Nella sua introduzione Alessio Festi, nuovo responsabile Legalità della Cgil nazionale, ha indicato subito il bene da blindare in difesa della democrazia: la Costituzione. Messa sotto attacco da politiche governative che approfondiscono il solco esistente tra le parole scritte sulla Carta e la realtà del Paese. “Viviamo una fase drammatica” ha detto il senatore ed ex magistrato e ora senatore M5s Roberto Scarpinato, nella quale si cerca di scardinare alcuni pilastri fondamentali della Costituzione: “la separazione dei poteri, l’indipendenza della magistratura, l’unità nazionale”. Rosy Bindi ha parlato di “nuova questione morale” e aggiunto: “Siamo da anni asserviti a una economia di guerra e abbiamo dimenticato che se vuoi la pace devi preparare la pace”. E intanto nel ricco Nord Italia “la mafia si è fatta impresa entrando a testa alta nel mercato economico” ha aggiunto il procuratore Calogero Paci che ha concluso amaramente: “A Reggio Emilia si viene ad acquistare pacchetti di false fatture mentre gli incidenti sul lavoro crescono in modo preoccupante e nascono associazioni che si dichiarano contro le mafie ma in realtà sono contro le interdittive”. Don Ciotti ha denunciato la pericolosità di una politica che si esprime con la forza e chiede al contrario di condividere la forza di una politica in grado di ricostruire uguaglianza e giustizia sociale. Stefania Pellegrini, nella cui università di Bologna si assegna ogni anno il premio “Pio La Torre”, ha citato le esperienze positive di educazione, formazione e informazione alle quali lavorano assieme sindacato e mondo accademico, per dire che certo: le mafie al Nord sono vive e vegete, ma assieme al loro e contro di loro “ci siamo anche noi che non ci molliamo”. Infine, durante l’incontro, è stata avanzata la proposta di intestare a Pio La Torre la scuola dove studiò il segretario regionale del Pci ucciso dalla mafia, attualmente intestato a Vittorio Emanuele III. “Siccome ci siamo lasciati alle spalle la monarchia – ha detto il procuratore di Palermo Maurizio De Lucia – sarebbe anche un atto simbolico”.
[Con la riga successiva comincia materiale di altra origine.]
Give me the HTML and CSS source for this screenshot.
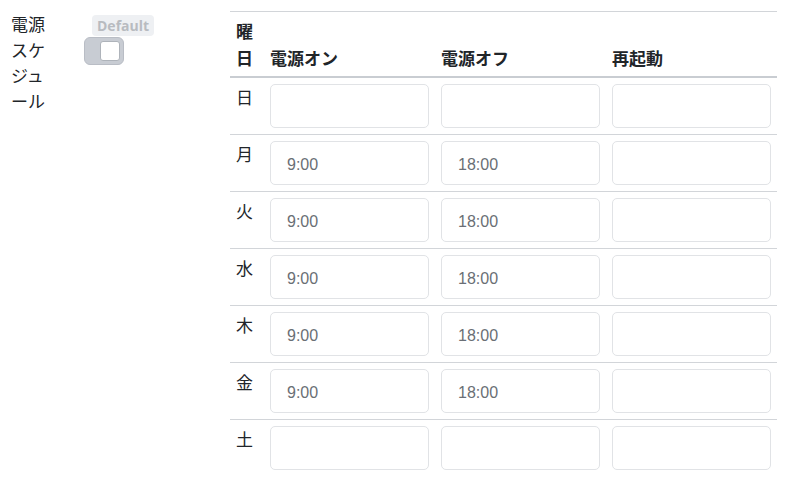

La Cgil ha organizzato questa assemblea nazionale in uno dei momenti più preoccupanti, per la tenuta della democrazia nel Paese, dal dopoguerra a oggi. Lo ha detto il segretario nazionale Cgil Landini: “Quando più della metà dei cittadini non va a votare, la democrazia scricchiola, perché si governa il paese eletti da una minoranza e perché chi oggi vuole cambiare la Costituzione non ha certamente contribuito a scriverla”. Landini ha guardato anche alla propria organizzazione chiedendo un salto di qualità nell’ascoltare, nel coinvolgere, nell’alzare l’asticella delle rivendicazioni a tutela delle libertà dei cittadini e dei lavoratori oggi aggredite, mentre ai mafiosi è consentito di offrirsi al mercato come fornitori di servizi “legalmente illegali”. Ha lanciato una campagna referendaria difficile e complessa, con in ballo altri diritti svuotati di dignificato da 25 anni di scelte che hanno impoverito milioni di italiani: “Il diritto di associarsi, il diritto di scioperare, il diritto di votare”. Nell’aula magna dove ha parlato Landini, reggiano di nascita, appesa al muro c’è la bandiera del primo Tricolore regalata alla scuola nel 2003 dal comune di Reggio Emilia. La bandiera sotto la quale nel 1797 nacque la prima Repubblica dopo secoli di oppressione dei ducati. Quasi un segno del destino.